Look through the lines below and extract each one that contains "this".

• **Dataset extract**
· · · · ·

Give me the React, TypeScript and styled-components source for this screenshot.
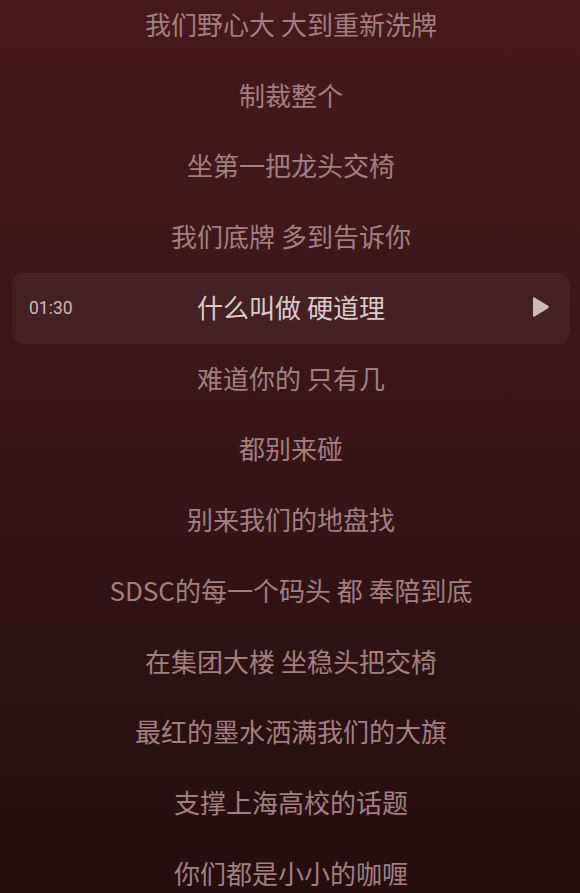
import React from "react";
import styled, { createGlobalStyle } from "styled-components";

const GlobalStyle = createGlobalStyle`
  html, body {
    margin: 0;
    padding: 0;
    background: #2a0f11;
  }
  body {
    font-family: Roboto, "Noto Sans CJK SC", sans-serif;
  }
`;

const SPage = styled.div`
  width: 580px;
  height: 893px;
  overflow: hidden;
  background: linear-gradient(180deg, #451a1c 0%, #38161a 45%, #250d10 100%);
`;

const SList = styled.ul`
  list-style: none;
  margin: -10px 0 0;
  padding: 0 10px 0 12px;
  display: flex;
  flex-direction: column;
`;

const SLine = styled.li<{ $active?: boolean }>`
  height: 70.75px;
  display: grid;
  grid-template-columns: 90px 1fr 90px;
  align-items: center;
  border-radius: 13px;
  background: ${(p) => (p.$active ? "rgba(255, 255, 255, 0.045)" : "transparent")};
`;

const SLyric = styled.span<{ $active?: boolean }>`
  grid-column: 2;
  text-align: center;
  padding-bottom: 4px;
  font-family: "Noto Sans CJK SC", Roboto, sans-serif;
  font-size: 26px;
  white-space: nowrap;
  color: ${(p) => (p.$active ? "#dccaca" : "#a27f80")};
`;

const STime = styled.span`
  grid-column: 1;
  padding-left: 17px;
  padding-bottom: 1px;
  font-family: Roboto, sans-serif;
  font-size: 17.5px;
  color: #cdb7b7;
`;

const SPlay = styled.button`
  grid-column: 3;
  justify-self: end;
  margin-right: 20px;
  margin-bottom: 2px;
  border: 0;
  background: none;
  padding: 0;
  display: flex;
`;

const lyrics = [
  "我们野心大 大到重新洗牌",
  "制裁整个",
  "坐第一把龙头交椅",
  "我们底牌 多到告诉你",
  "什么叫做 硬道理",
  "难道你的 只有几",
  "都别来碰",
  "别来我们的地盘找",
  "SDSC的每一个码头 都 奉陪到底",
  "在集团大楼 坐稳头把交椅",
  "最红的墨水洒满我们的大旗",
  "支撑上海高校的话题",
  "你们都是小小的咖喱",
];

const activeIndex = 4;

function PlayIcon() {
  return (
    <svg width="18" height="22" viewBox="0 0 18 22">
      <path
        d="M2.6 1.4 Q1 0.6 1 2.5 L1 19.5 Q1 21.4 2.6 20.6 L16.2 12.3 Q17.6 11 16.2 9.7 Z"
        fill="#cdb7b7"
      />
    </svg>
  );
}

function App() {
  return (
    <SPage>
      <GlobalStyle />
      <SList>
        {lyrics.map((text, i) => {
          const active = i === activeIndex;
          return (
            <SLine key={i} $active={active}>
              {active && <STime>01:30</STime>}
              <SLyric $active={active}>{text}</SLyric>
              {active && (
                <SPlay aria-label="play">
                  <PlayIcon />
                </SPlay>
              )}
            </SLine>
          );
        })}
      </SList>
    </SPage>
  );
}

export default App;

· · · · ·

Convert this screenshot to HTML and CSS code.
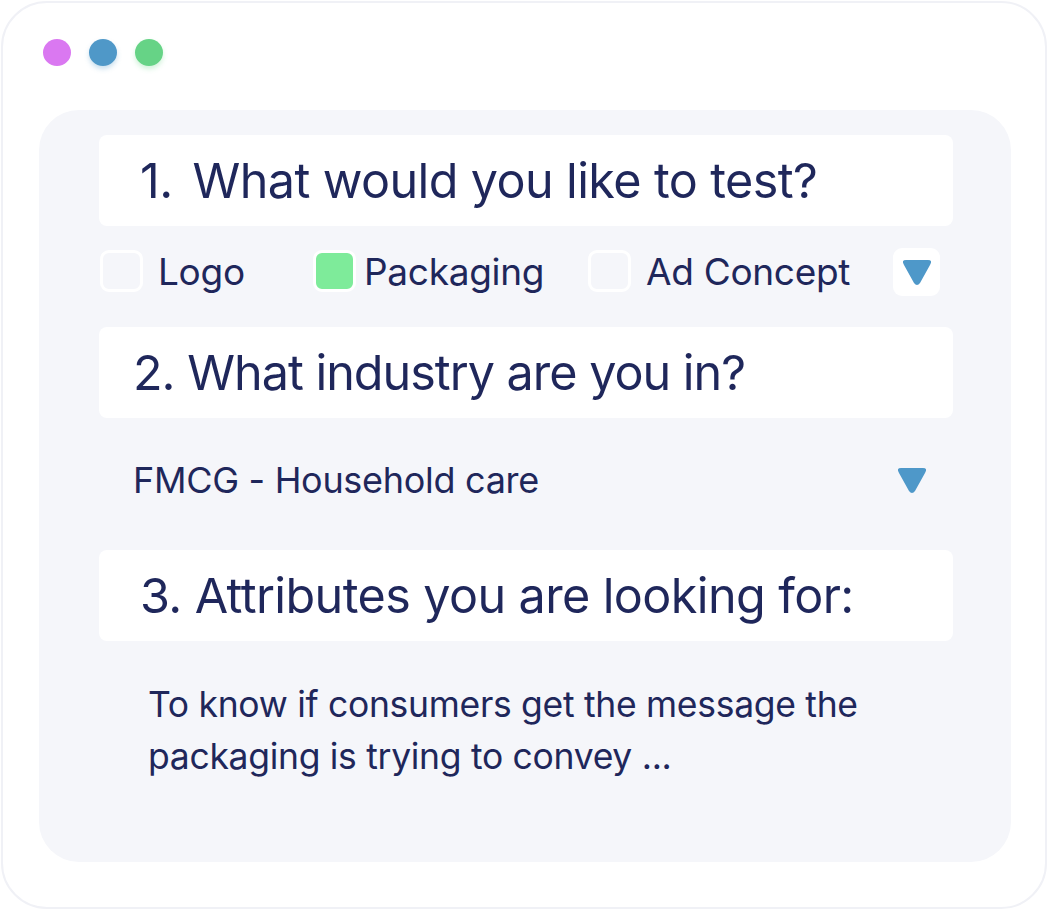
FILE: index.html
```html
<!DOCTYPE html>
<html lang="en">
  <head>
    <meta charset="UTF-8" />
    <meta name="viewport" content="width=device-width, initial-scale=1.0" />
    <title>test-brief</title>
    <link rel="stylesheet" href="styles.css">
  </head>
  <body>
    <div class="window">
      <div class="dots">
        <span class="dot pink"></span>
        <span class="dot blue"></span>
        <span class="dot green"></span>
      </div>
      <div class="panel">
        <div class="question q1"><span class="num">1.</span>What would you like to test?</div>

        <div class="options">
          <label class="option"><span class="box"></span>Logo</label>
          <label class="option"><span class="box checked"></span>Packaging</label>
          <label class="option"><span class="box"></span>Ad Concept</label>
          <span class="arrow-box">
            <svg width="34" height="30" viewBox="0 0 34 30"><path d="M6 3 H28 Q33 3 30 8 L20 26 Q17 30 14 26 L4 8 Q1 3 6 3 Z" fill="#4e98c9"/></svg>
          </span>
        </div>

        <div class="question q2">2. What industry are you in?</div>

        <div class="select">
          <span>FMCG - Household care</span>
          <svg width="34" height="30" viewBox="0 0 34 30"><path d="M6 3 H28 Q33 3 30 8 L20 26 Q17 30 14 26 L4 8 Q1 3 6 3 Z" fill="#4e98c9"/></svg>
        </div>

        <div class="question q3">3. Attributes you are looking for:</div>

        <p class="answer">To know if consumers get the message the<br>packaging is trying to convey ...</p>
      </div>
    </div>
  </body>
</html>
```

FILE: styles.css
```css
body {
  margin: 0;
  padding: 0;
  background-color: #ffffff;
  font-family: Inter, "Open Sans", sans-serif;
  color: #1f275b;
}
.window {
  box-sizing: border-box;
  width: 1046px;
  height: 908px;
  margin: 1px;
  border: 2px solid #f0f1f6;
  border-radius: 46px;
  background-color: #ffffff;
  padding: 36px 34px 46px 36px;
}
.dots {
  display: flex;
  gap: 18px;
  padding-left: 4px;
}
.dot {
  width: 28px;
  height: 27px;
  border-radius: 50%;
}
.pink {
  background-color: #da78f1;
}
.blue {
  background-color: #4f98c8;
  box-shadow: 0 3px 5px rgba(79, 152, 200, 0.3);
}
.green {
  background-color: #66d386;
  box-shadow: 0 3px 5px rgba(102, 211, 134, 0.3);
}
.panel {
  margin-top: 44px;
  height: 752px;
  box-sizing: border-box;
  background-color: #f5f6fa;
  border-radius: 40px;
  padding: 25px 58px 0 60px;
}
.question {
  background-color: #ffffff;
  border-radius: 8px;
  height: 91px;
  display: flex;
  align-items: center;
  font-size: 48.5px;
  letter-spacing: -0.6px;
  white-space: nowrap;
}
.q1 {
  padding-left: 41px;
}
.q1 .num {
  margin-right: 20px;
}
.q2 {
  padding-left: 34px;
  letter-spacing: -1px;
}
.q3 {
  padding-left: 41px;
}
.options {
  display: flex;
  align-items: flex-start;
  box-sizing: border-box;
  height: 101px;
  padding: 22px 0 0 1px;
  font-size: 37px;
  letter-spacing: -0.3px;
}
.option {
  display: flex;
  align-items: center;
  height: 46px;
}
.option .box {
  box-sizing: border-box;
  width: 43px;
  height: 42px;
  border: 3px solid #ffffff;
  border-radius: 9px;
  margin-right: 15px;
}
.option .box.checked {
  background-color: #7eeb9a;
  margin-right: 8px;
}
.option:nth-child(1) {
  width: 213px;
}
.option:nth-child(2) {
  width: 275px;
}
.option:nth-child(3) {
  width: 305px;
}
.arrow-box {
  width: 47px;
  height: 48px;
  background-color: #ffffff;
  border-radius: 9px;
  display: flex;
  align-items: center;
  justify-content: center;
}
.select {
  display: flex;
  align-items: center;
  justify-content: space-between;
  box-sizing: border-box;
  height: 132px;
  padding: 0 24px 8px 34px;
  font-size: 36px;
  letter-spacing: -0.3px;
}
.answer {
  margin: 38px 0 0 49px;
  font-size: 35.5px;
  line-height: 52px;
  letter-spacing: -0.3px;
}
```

· · · · ·

• **Exercise answer**
Give me the React, TypeScript and styled-components source for this screenshot.
Convert this screenshot to HTML and CSS code.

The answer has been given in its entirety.